All right, so Gant was born in the U.S., but raised in Europe. I know the majority of your market and revenue comes from the European market. But, you guys are going back to trying to build the business in America. On the creative side and the artistic side of things, what is the design team doing, or looking at doing in the future to try and help build back that American business?

CB: Well, it's like, I think any brand that wants to make it big in the U.S., first, you have to have to have wholesale partners you team up with. You've got to work with them. At one point or another, you have to adapt to the U.S. market as well. It's so much bigger than just New York and L.A., which is not really the U.S. If you want to dig into the Midwest and all that stuff, you're probably going to have to kind of adapt. We don't want to adapt too much, but, you know, it's a big world. We adapt to Japan with Japan sizes. Probably going to have to look at some kind of silhouette changes if we want to make it big with American wholesalers. So far, it's been very well received with the wholesale accounts, so we're super happy about that. And, we'll see it. It's early days, but, you know, I think we're gonna win.

And my last question for you is, what are some major differences you see between the European market and the U.S. market?
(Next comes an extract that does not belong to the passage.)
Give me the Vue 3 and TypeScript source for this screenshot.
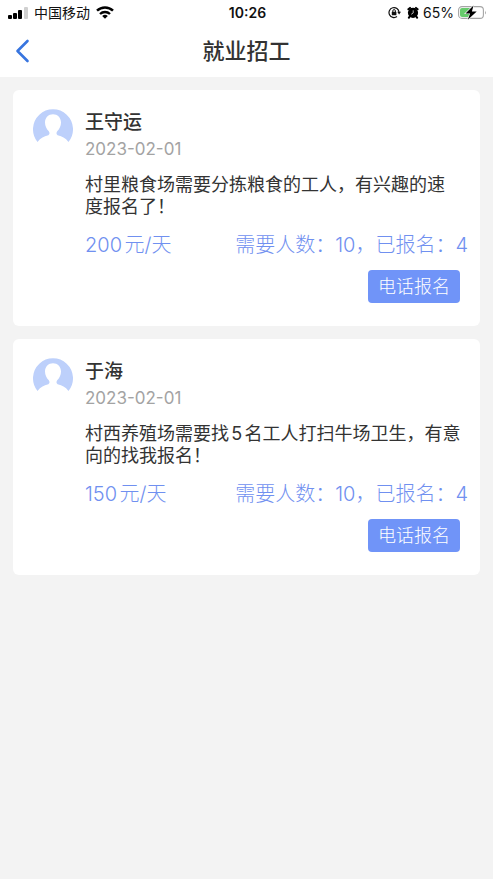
<script setup lang="ts">
interface Job {
  id: number
  name: string
  date: string
  description: string
  wage: string
  needed: number
  applied: number
}

const jobs: Job[] = [
  {
    id: 1,
    name: '王守运',
    date: '2023-02-01',
    description: '村里粮食场需要分拣粮食的工人，有兴趣的速\n度报名了！',
    wage: '200元/天',
    needed: 10,
    applied: 4,
  },
  {
    id: 2,
    name: '于海',
    date: '2023-02-01',
    description: '村西养殖场需要找5名工人打扫牛场卫生，有意\n向的找我报名！',
    wage: '150元/天',
    needed: 10,
    applied: 4,
  },
]
</script>

<template>
  <div class="page" lang="zh-CN">
    <header class="top">
      <div class="status">
        <div class="status-left">
          <svg class="signal" width="20" height="12" viewBox="0 0 20 12" aria-hidden="true">
            <rect x="0" y="8" width="4" height="4" rx="1" />
            <rect x="5" y="6" width="4" height="6" rx="1" />
            <rect x="10" y="3" width="4" height="9" rx="1" />
            <rect x="16" y="0" width="4" height="12" rx="1" fill="#d0d0d0" />
          </svg>
          <span>中国移动</span>
          <svg width="18" height="13" viewBox="0 0 18 13" aria-hidden="true">
            <path d="M1 4.7a11.6 11.6 0 0 1 16 0" fill="none" stroke="#000" stroke-width="2.5" />
            <path d="M4 8a7.2 7.2 0 0 1 10 0" fill="none" stroke="#000" stroke-width="2.3" />
            <path d="M9 12.8 6.2 10a4 4 0 0 1 5.6 0z" />
          </svg>
        </div>
        <span class="clock">10:26</span>
        <div class="status-right">
          <svg width="13" height="13" viewBox="0 0 13 13" aria-hidden="true">
            <path d="M9 10.6A5 5 0 1 1 11 6.3" fill="none" stroke="#111" stroke-width="1.2" />
            <path d="M9.2 5.8h3.8l-1.9 2.7z" fill="#111" />
            <rect x="3.8" y="5.8" width="4.6" height="3.5" rx=".6" fill="#111" />
            <path d="M4.8 6V4.9a1.3 1.3 0 0 1 2.6 0V6" fill="none" stroke="#111" />
          </svg>
          <svg class="alarm" width="12" height="13" viewBox="0 0 12 13" aria-hidden="true">
            <circle cx="6" cy="6.8" r="5.1" />
            <path d="M1.4 3.3 3 1.9M10.6 3.3 9 1.9M2.5 10.7l-.6.9M9.5 10.7l.6.9" stroke="#000" stroke-width="2" stroke-linecap="round" />
            <path d="M6.2 4.3V7L4.2 8.3" fill="none" stroke="#ddd" stroke-width=".8" />
          </svg>
          <span>65%</span>
          <svg width="29" height="15" viewBox="0 0 29 15" aria-hidden="true">
            <rect x=".6" y="1.6" width="24.8" height="11.8" rx="3.4" fill="#fff" stroke="#a5a5a5" stroke-width="1.1" />
            <path d="M4 3h8v9H4a2 2 0 0 1-2-2V5a2 2 0 0 1 2-2z" fill="#67cb6c" />
            <path d="M27 5.5q1.6 2 0 4z" fill="#a5a5a5" />
            <path d="M15.5.5 7.5 8.500h4.600l-2.300 6.200 8.900-8.300h-4.800z" fill="#000" stroke="#fff" stroke-width="1.200" paint-order="stroke" />
          </svg>
        </div>
      </div>
      <div class="nav">
        <button class="back" type="button" aria-label="返回">
          <svg width="16" height="24" viewBox="0 0 16 24" aria-hidden="true">
            <path d="M13.500 2 3.500 12l10 10" fill="none" stroke="#3875df" stroke-width="2.600" stroke-linecap="round" stroke-linejoin="round" />
          </svg>
        </button>
        <h1>就业招工</h1>
      </div>
    </header>

    <main class="list">
      <article v-for="job in jobs" :key="job.id" class="card">
        <svg class="avatar" width="40" height="40" viewBox="0 0 40 40" aria-hidden="true">
          <path d="M4.500 33A20 20 0 1 1 35.500 33C32.500 29 28.500 27.600 25.500 26.600C23.300 25.600 23 24 24.200 22.200C26.500 20 28 17 28 13.500C28 8.500 24.500 5.200 20 5.200S12 8.500 12 13.500C12 17 13.500 20 15.800 22.200C17 24 16.700 25.600 14.500 26.600C11.500 27.600 7.500 29 4.500 33Z" fill="#bdd0fb" />
        </svg>
        <div class="content">
          <h2>{{ job.name }}</h2>
          <time :datetime="job.date">{{ job.date }}</time>
          <p class="description">{{ job.description }}</p>
          <div class="facts">
            <span>{{ job.wage }}</span>
            <span>需要人数：{{ job.needed }}，已报名：{{ job.applied }}</span>
          </div>
          <button class="apply" type="button">电话报名</button>
        </div>
      </article>
    </main>
  </div>
</template>

<style>
body {
  margin: 0;
  background: #f3f3f3;
}
</style>

<style scoped>
.page {
  min-height: 100vh;
  background: #f3f3f3;
  color: #333;
  font-family: Inter, "Noto Sans CJK SC", sans-serif;
  text-autospace: normal;
}

.top {
  background: #fff;
}

.status {
  display: grid;
  grid-template-columns: 1fr auto 1fr;
  align-items: center;
  height: 25px;
  padding: 0 6px 0 8px;
  color: #111;
  font-size: 14px;
  line-height: 24px;
}

.status-left,
.status-right {
  display: flex;
  align-items: center;
  gap: 6px;
}

.status-right {
  justify-content: flex-end;
  gap: 4px;
}

.alarm {
  margin-left: 2px;
}

.clock {
  font-weight: 600;
}

.nav {
  display: grid;
  grid-template-columns: 48px 1fr 48px;
  align-items: center;
  height: 52px;
}

.back {
  display: flex;
  align-items: center;
  height: 48px;
  padding: 0 0 0 14px;
  border: 0;
  background: none;
  cursor: pointer;
}

h1 {
  margin: 0;
  font-size: 22px;
  font-weight: 500;
  line-height: 32px;
  text-align: center;
}

.list {
  display: flex;
  flex-direction: column;
  gap: 13px;
  padding: 13px;
}

.card {
  display: flex;
  align-items: flex-start;
  gap: 12px;
  padding: 19px 12px 23px 20px;
  border-radius: 6px;
  background: #fff;
}

.avatar {
  flex: none;
}

.content {
  display: flex;
  flex: 1;
  flex-direction: column;
  min-width: 0;
}

h2 {
  margin: 0;
  font-size: 19px;
  font-weight: 500;
  line-height: 28px;
}

time {
  color: #a3a3a3;
  font-size: 17px;
  line-height: 24px;
}

.description {
  margin: 13px 0 15px;
  font-size: 18px;
  line-height: 22px;
  white-space: pre-line;
}

.facts {
  display: flex;
  justify-content: space-between;
  color: #7090f0;
  font-size: 20px;
  font-weight: 300;
  line-height: 24px;
  white-space: nowrap;
}

.apply {
  align-self: flex-end;
  height: 33px;
  margin: 13px 8px 0 0;
  padding: 0 10px;
  border: 0;
  border-radius: 4px;
  background: #7094f8;
  color: #fff;
  font-family: inherit;
  font-size: 18px;
  font-weight: 300;
  line-height: 33px;
  cursor: pointer;
}
</style>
CB: I think the European market is a lot more diverse. The U.S. market, especially looking at New York and L.A., there's a lot of local brands that do things so well, most of the time it becomes very, very expensive. While in Europe, there's proximity to a lot more production, so, there's a lot more small local brands that can work and operate without becoming too expensive as well. And then I think there's a different aesthetic. I think New York resembles much more like London and Paris to me, but the minute you take it out of the big cities in the U.S., it's much more tricky for European brands to work there because of silhouettes, because of fabrics. And, you know, just the import taxes and all that stuff. And U.S. is enormous, it's like 280 million people, so, it's a world of its own.